About 8,000 firefighters were trying to bring the flames under control, authorities said, adding that about 1,500 people had been evacuated.

Algeria’s interior ministry said operations were under way to put out fires in six provinces and asked for people to “avoid areas affected by the fires” and to report new blazes on freephone numbers.

“Civil protection services remain mobilised until the fires are completely extinguished,” the ministry said.

The defence ministry said 10 soldiers were killed in the fires, but provided no further details.

Fires frequently rage through forests and fields in Algeria in summer, and this year they have been exacerbated by a heatwave that has broken temperature records in several Mediterranean countries.

The climate crisis is supercharging extreme weather across the world, leading to more frequent and more deadly disasters from heatwaves to floods to wildfires.

What is supercharging the global heat? – video explainer

In some other north African countries such as Morocco and Libya, temperatures were relatively normal compared with annual averages.
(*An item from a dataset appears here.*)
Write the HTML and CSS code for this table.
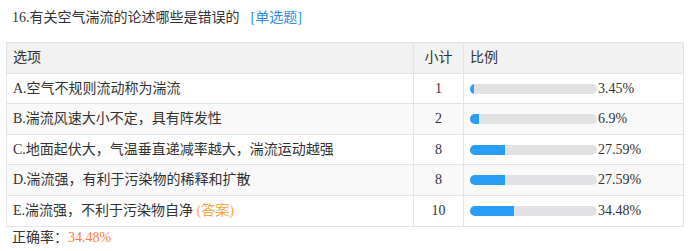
FILE: index.html
```html
<!DOCTYPE html>
<html lang="zh-CN">
<head>
<meta charset="utf-8">
<title>16</title>
<link rel="stylesheet" href="styles.css">
</head>
<body>
<div class="wrap">
  <div class="title">16.有关空气湍流的论述哪些是错误的<span class="type">[单选题]</span></div>
  <table class="stats">
    <thead>
      <tr><th class="c-opt">选项</th><th class="c-cnt">小计</th><th class="c-ratio">比例</th></tr>
    </thead>
    <tbody>
      <tr><td class="c-opt">A.空气不规则流动称为湍流</td><td class="c-cnt">1</td><td class="c-ratio"><span class="bar"><span class="fill" style="width:3.45%"></span></span>3.45%</td></tr>
      <tr class="alt"><td class="c-opt">B.湍流风速大小不定，具有阵发性</td><td class="c-cnt">2</td><td class="c-ratio"><span class="bar"><span class="fill" style="width:6.9%"></span></span>6.9%</td></tr>
      <tr><td class="c-opt">C.地面起伏大，气温垂直递减率越大，湍流运动越强</td><td class="c-cnt">8</td><td class="c-ratio"><span class="bar"><span class="fill" style="width:27.59%"></span></span>27.59%</td></tr>
      <tr class="alt"><td class="c-opt">D.湍流强，有利于污染物的稀释和扩散</td><td class="c-cnt">8</td><td class="c-ratio"><span class="bar"><span class="fill" style="width:27.59%"></span></span>27.59%</td></tr>
      <tr><td class="c-opt">E.湍流强，不利于污染物自净 <span class="answer">(答案)</span></td><td class="c-cnt">10</td><td class="c-ratio"><span class="bar"><span class="fill" style="width:34.48%"></span></span>34.48%</td></tr>
    </tbody>
  </table>
  <div class="rate">正确率：<span class="rate-val">34.48%</span></div>
</div>
</body>
</html>
```
FILE: styles.css
```css
html, body {
  margin: 0;
  padding: 0;
  background: #fff;
}
body {
  font-family: "Liberation Serif", "Noto Sans CJK SC", serif;
  font-size: 14px;
  color: #333;
}
.wrap {
  padding: 6px 7px 0 6px;
}
.title {
  padding: 2px 6px 0 6px;
  line-height: 20px;
  height: 34px;
}
.type {
  color: #2f8ee8;
  margin-left: 11px;
}
.stats {
  width: 678px;
  border-collapse: collapse;
  border: 1px solid #e4e4e4;
}
.stats th, .stats td {
  border: 1px solid #e4e4e4;
  padding: 5px 6px;
  line-height: 19.6px;
  font-weight: normal;
  text-align: left;
  white-space: nowrap;
}
.stats thead th {
  background: #f2f2f2;
}
.stats tr.alt td {
  background: #f9f9f9;
}
.c-opt { width: 394px; }
.stats td.c-cnt, .stats th.c-cnt {
  width: 37px;
  text-align: center;
}
.stats th.c-cnt { text-align: center; }
.bar {
  display: inline-block;
  vertical-align: -1px;
  width: 127px;
  height: 10px;
  border-radius: 5px;
  background: #e2e2e4;
  overflow: hidden;
  margin-right: 1px;
}
.fill {
  display: block;
  height: 100%;
  background: #2a9df4;
}
.answer {
  color: #f5a742;
}
.rate {
  padding-left: 6px;
  line-height: 20px;
  margin-top: 1px;
}
.rate-val {
  color: #fa7f3e;
}
```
However, in Tunisia, it neared 50C on Monday and the state-owned energy company STEG announced planned power cuts of of between 30 minutes and an hour in an effort to preserve the electricity network’s performance.

In August last year, huge fires killed 37 people in Algeria’s north-east El Tarf province. The previous summer, 90 people were killed in such fires.

In an attempt to avoid a repeat of previous years’ death tolls, the authorities announced a series of measures in the months leading up to peak summer heat. These included the acquisition of six medium-sized waterbombing aircraft and the construction of landing strips for helicopters and fire-fighting drones.

Scientists rank the Mediterranean region as a climate crisis “hot spot”, with the United Nations’ Intergovernmental Panel on Climate Change warning of more heatwaves, crop failures, droughts, rising seas and influxes of invasive species.